Over time, this has led to a situation where a relatively small number of large pools exert significant influence over Bitcoin’s transaction flow. Even though thousands of miners contribute hashpower, the actual decision-making is concentrated.
This raises concerns. If block construction is centralized, it opens the door (at least in theory) to transaction filtering, prioritization biases, or coordinated behavior between major pools. While such risks may not always materialize, the structure itself runs counter to Bitcoin’s decentralized philosophy.
DATUM: Returning Control to Miners
DATUM changes this dynamic by separating two roles that were previously bundled together: coordination and decision-making.
Instead of relying on the pool to assemble blocks, miners using DATUM create their own block templates. They still contribute hashpower to a shared pool and receive proportional rewards, but they no longer outsource transaction selection.
This shift may sound subtle, but its implications are significant. It allows miners to remain economically efficient while regaining independence over what they are actually mining.
Sovereign Mining in Practice
A recent example shared by Ocean Mining illustrates how this works in reality. Two consecutive Bitcoin blocks 944643 and 944644 were mined by different participants within the same pool, yet each block was constructed independently by the individual miners.
This is a notable departure from the traditional model, where consecutive blocks from the same pool would typically be built from a single centralized template. With DATUM, even within a shared pool environment, block creation becomes decentralized again.
Why This Matters for Bitcoin
The importance of this shift goes beyond mining mechanics. Bitcoin’s security depends not just on how much hashpower exists, but on how that power is distributed and exercised.
When block construction is concentrated in the hands of a few operators, influence accumulates in ways that can undermine neutrality. By contrast, when miners independently construct blocks, coordination becomes harder, and no single entity can easily steer transaction inclusion.
DATUM effectively restores a layer of decentralization that had eroded over time. It reduces reliance on intermediaries without sacrificing the practical benefits of pooled mining.
A Subtle but Important Evolution
Rather than eliminating mining pools, DATUM redefines their purpose. Pools remain useful for smoothing rewards and coordinating effort, but they no longer need to act as gatekeepers of transaction selection.
This evolution reflects a broader trend within Bitcoin: improving efficiency without compromising core principles. By allowing miners to participate collectively while acting independently, DATUM aligns incentives with the original vision of the network.

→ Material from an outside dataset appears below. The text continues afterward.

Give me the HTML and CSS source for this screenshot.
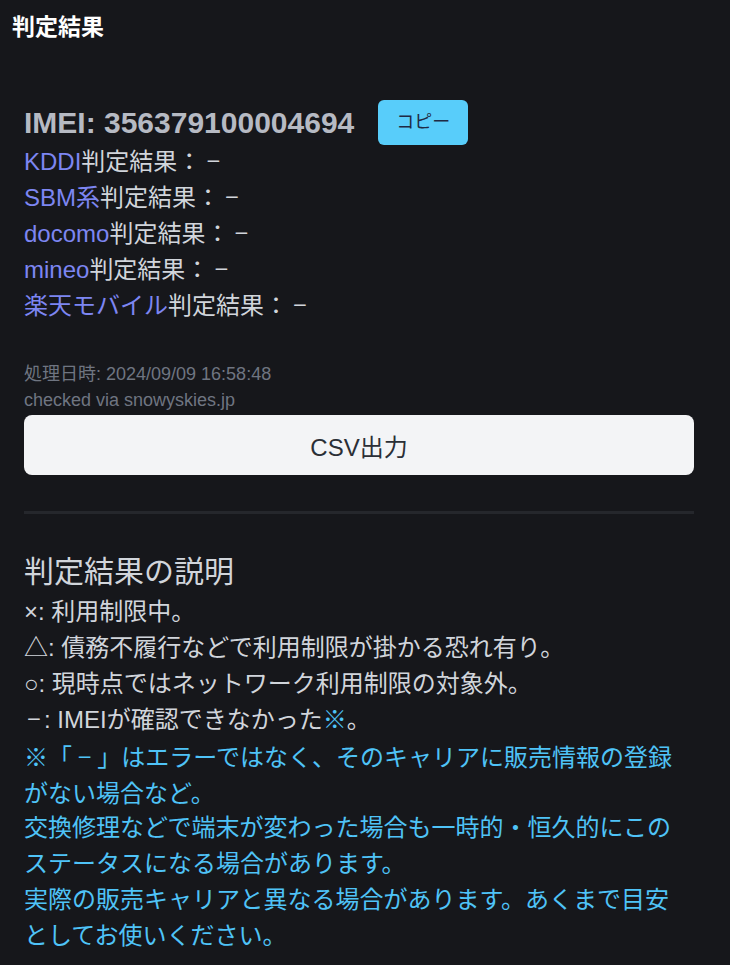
FILE: index.html
```html
<!DOCTYPE html>
<html lang="ja">
<head>
<meta charset="utf-8">
<title>判定結果</title>
<link rel="stylesheet" href="styles.css">
</head>
<body>
<header class="topbar">判定結果</header>
<main class="content">
  <div class="imei-row">
    <h2 class="imei">IMEI: 356379100004694</h2>
    <button class="copy-btn">コピー</button>
  </div>
  <ul class="results">
    <li><span class="carrier">KDDI</span>判定結果：<span class="dash">−</span></li>
    <li><span class="carrier">SBM系</span>判定結果：<span class="dash">−</span></li>
    <li><span class="carrier">docomo</span>判定結果：<span class="dash">−</span></li>
    <li><span class="carrier">mineo</span>判定結果：<span class="dash">−</span></li>
    <li><span class="carrier">楽天モバイル</span>判定結果：<span class="dash">−</span></li>
  </ul>
  <div class="meta">
    <p>処理日時: 2024/09/09 16:58:48</p>
    <p>checked via snowyskies.jp</p>
  </div>
  <button class="csv-btn">CSV出力</button>
  <hr class="divider">
  <section class="legend">
    <h3 class="legend-title">判定結果の説明</h3>
    <p>×: 利用制限中。</p>
    <p>△: 債務不履行などで利用制限が掛かる恐れ有り。</p>
    <p>○: 現時点ではネットワーク利用制限の対象外。</p>
    <p><span class="dash-lead">−</span>: IMEIが確認できなかった<span class="note">※</span>。</p>
    <p class="note cjk">※「<span class="dash-mid">−</span>」はエラーではなく、そのキャリアに販売情報の登録がない場合など。</p>
    <p class="note">交換修理などで端末が変わった場合も一時的・恒久的にこのステータスになる場合があります。</p>
    <p class="note">実際の販売キャリアと異なる場合があります。あくまで目安としてお使いください。</p>
  </section>
</main>
</body>
</html>
```
FILE: styles.css
```css
* { box-sizing: border-box; }
html, body {
  margin: 0;
  padding: 0;
  background: #16171b;
}
body {
  font-family: "Liberation Sans", "Noto Sans CJK JP", sans-serif;
  color: #d1d5db;
  font-size: 24px;
  line-height: 1.5;
}
.topbar {
  padding: 12px 12px 0;
  font-size: 23px;
  line-height: 30px;
  font-weight: 700;
  color: #ffffff;
}
.content {
  padding: 58px 36px 24px 24px;
}
.imei-row {
  display: flex;
  align-items: center;
  gap: 24px;
  height: 45px;
}
.imei {
  margin: 0;
  font-size: 30px;
  line-height: 40px;
  font-weight: 700;
  color: #b6bac3;
}
.copy-btn {
  font-family: "Liberation Sans", "Noto Sans CJK JP", sans-serif;
  font-size: 18px;
  line-height: 27px;
  padding: 9px 18px;
  border: none;
  border-radius: 6px;
  background: #58cdfa;
  color: #1f2a44;
}
.results {
  list-style: none;
  margin: -1px 0 0;
  padding: 0;
}
.results li {
  line-height: 36px;
}
.carrier {
  color: #7d86f2;
}
.dash {
  display: inline-block;
  width: 24px;
  line-height: 1;
  text-align: center;
  font-family: "Noto Sans CJK JP", sans-serif;
}
.dash-lead {
  display: inline-block;
  width: 20px;
  line-height: 1;
  text-align: center;
  font-family: "Noto Sans CJK JP", sans-serif;
}
.dash-mid {
  padding: 0 6px;
}
.meta {
  margin-top: 37px;
  font-size: 18px;
  line-height: 26px;
  color: #6f7581;
}
.meta p { margin: 0; }
.csv-btn {
  display: block;
  width: 100%;
  height: 60px;
  margin-top: 2px;
  border: none;
  border-radius: 8px;
  background: #f3f4f6;
  color: #2b2f36;
  font-family: "Liberation Sans", "Noto Sans CJK JP", sans-serif;
  font-size: 24px;
}
.divider {
  margin: 36px 0 0;
  border: none;
  height: 3px;
  background: #25272c;
}
.legend {
  margin-top: 35px;
  padding-right: 4px;
}
.legend-title {
  margin: 0;
  font-size: 30px;
  line-height: 45px;
  font-weight: 400;
  color: #d1d5db;
}
.legend p {
  margin: 0;
  line-height: 36px;
}
.legend .note, .note {
  color: #4fc3f7;
}
.legend .cjk {
  font-family: "Noto Sans CJK JP", sans-serif;
}
```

Making DATUM accessible to new miners
While this is a promising step forward, implementing DATUM can feel overwhelming for many users, especially those who are just getting started with mining. The encouraging part is that the technology is becoming more accessible. For instance, a new version of the mining protocol, Stratum v2, is currently in development, and it’s designed to make advanced features like DATUM much easier for end users to adopt.